Good morning!
I hope you’re enjoying the sun, if you have it. I hope you’re well, no matter the weather.
Coming up very soon:
Tonight, we launch Short Films from 6pm at Enjoy Contemporary Art Space in Te Whanganui-a-Tara. There will be readings from Claudia Jardine and Sinead Overbye, and an introduction by Francis Cooke. I would love to see you there!
Two LitCrawl events I’m popping up in:
The launch of Sweet Mammalian Issue 9, at which I am reading, alongside a gang of greats
Starling: A New Kind of Animal, which I will be emceeing with Claudia and Sinead, and which features a very exciting selection of our Starling poets
Last Thursday, Short Films officially entered the world. I’ve already been so touched by the generosity and sweetmeat kindnesses that the release has yielded, and I’m very relieved to say I was wrong in my previous newsletters: things have changed, and I can feel it. The change is a quiet one, perhaps—when I try to visualise it, what I come back with is a kind of floating, gold-flaked superimposition, flecks of light glowing as they fold through the air. Not something within me, but something I can reach toward and run my hand through. The book is in cars, and in proximity to houseplants. It’s in places I’ll never visit. It’s out there. It’s beyond me. As it should be. I hope it’s bringing each locale even just one moment of good.
The first launch—in Tāmaki, which I categorised mentally as my home court launch, because certain things linger when you play several formative years of basketball—was a dream. I said this same thing on Instagram, which is perhaps a writerly no-no, in the doubled-up redundancy, but a dream is the right description. The swirling colour of it: the ambers, the crimsons, the deep violets, that pale sage; the shoddy light; the flower petals. The surprise attendees; the balloons, all scattered. The distances people had travelled. Everything I saw and said and everything I didn’t see, every other lens, all the evenings existing at once. All the openness. All the care that had gone into it.1 The fresh care that bloomed that night. I wish there were more words to express gratitude.
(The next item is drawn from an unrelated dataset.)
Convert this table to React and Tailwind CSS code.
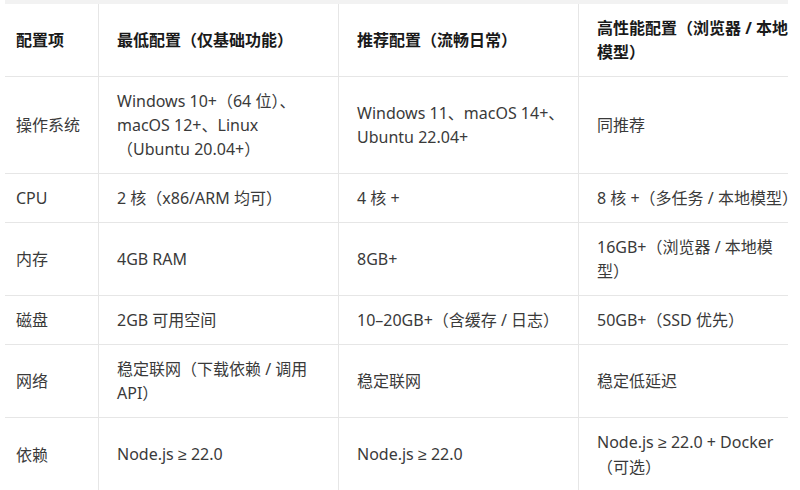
import React from "react";

const GE = () => (
  <span style={{ fontFamily: '"Liberation Sans", "DejaVu Sans", sans-serif' }}>≥</span>
);

const header = [
  ["配置项"],
  ["最低配置（仅基础功能）"],
  ["推荐配置（流畅日常）"],
  ["高性能配置（浏览器 / 本地", "模型）"],
];

const node = (
  <>
    Node.js <GE /> 22.0
  </>
);

const rows = [
  [
    ["操作系统"],
    ["Windows 10+（64 位）、", "macOS 12+、Linux", "（Ubuntu 20.04+）"],
    ["Windows 11、macOS 14+、", "Ubuntu 22.04+"],
    ["同推荐"],
  ],
  [["CPU"], ["2 核（x86/ARM 均可）"], ["4 核 +"], ["8 核 +（多任务 / 本地模型）"]],
  [["内存"], ["4GB RAM"], ["8GB+"], ["16GB+（浏览器 / 本地模", "型）"]],
  [["磁盘"], ["2GB 可用空间"], ["10–20GB+（含缓存 / 日志）"], ["50GB+（SSD 优先）"]],
  [["网络"], ["稳定联网（下载依赖 / 调用", "API）"], ["稳定联网"], ["稳定低延迟"]],
  [
    ["依赖"],
    [node],
    [node],
    [
      <>
        Node.js <GE /> 22.0 + Docker
      </>,
      "（可选）",
    ],
  ],
];

function Cell({ lines, col, head }) {
  const colCls =
    col === 0
      ? "pl-[11px] pr-2"
      : "border-l border-[#e6e6e6] pl-[18px] pr-2";
  return (
    <div
      className={`${colCls} flex items-center border-b border-[#e6e6e6] py-3 ${
        head ? "font-bold text-[#1a1a1a]" : "text-[#3a3a3a]"
      }`}
    >
      <div className="whitespace-nowrap leading-[24px]">
        {lines.map((l, i) => (
          <div key={i}>{l}</div>
        ))}
      </div>
    </div>
  );
}

export default function App() {
  return (
    <div
      className="h-[490px] w-[800px] overflow-hidden bg-white text-[16px]"
      style={{ fontFamily: '"Noto Sans", "Noto Sans CJK SC", sans-serif' }}
    >
      <div className="ml-[5px] w-[783px]">
        <div className="h-[4px] bg-[#f2f2f2]" />
        <div className="grid grid-cols-[93px_240px_240px_210px]">
          {header.map((h, i) => (
            <Cell key={i} lines={h} col={i} head />
          ))}
          {rows.map((r, ri) =>
            r.map((c, ci) => <Cell key={ri + "-" + ci} lines={c} col={ci} />)
          )}
        </div>
      </div>
    </div>
  );
}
I’m off to Wellington now, full of giddiness and jitters about the logistics of the flight. Perhaps we’ll see each other this week.
Either way, be well—
T
Something small that tickled me: we managed to cover the whole fantastical-aspiration menu from ‘Heading Out’ at Pici that night. In itself, a very caring indulgence from my friends, who had already overwhelmed me by offering, and then making, the dinner reservation. But also an indication of something I’m continually growing to appreciate: sometimes the things you’re imagining, the far-off lives that can’t possibly be real, can’t possibly happen to someone like you—and in the case of ‘Heading Out’, that’s kind of the point, but come on—spring up in your life anyway. And sometimes they happen so slowly, or so surely, or feel so natural, that you don’t register that they’ve happened until you run the facts of the evening back in your head and you realise you’d never have written that, actually, because it almost seems contrived. There’s too much good in it. But it’s there. And it’s better than whatever you would have thought up, anyway, because it’s fallen together, and it’s unexpected, and it’s your life.
‘Something small,’ I said. Well, I suppose you’re used to it by now.